The European context highlights the strategic stakes. In 2024 and 2025, China implemented layered export bans on materials critical for defense and renewable energy technologies, such as gallium, tungsten, and tellurium. The result is a direct impact on Western semiconductor and PV manufacturers, who must now turn to domestic recovery as a hedge against geopolitical volatility.

System-Level Barriers and the Collection Bottleneck

The physical availability of end-of-life equipment does not guarantee recovery. Collection infrastructure, logistics, and pre-processing capabilities are not uniformly developed, especially outside regulated regions like the EU. Recovery system efficiency depends on technological yield and upstream sorting and dismantling accuracy.

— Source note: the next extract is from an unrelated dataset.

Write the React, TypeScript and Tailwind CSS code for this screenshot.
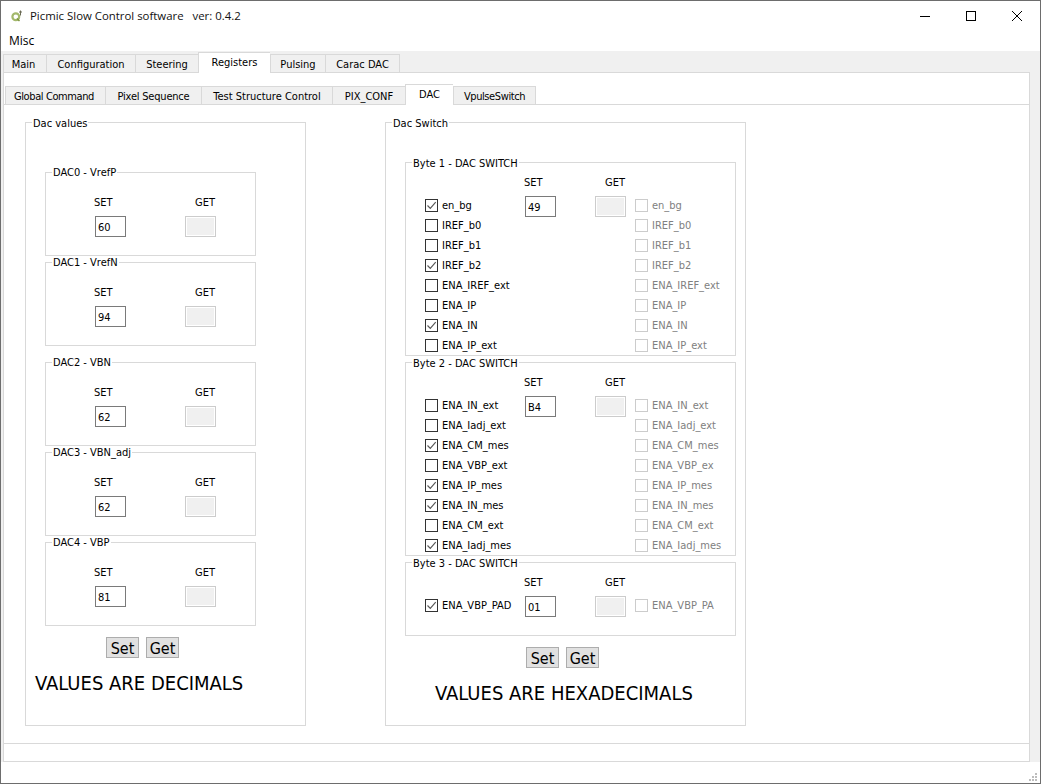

High-value, consolidated waste streams like EV batteries, industrial catalysts, and fiber-optic components dominate current recovery efforts. More diffuse waste, such as printed circuit boards and small-scale consumer electronics, remains a challenge due to inconsistent material composition and lower per-unit recoverable value. In these cases, economies of scale and automated material identification will become essential to improving process economics.

The Outlook

The report indicates that, over the next two decades, the economics of critical material recovery will hinge on material value density, processing cost, and policy support. Technologies exist, but market access and political will must converge to build resilient recovery supply chains.

Ultimately, the capacity to recover strategically important materials from waste streams will shape the economics of the renewable energy transition as well as the geopolitical contours of industrial sovereignty.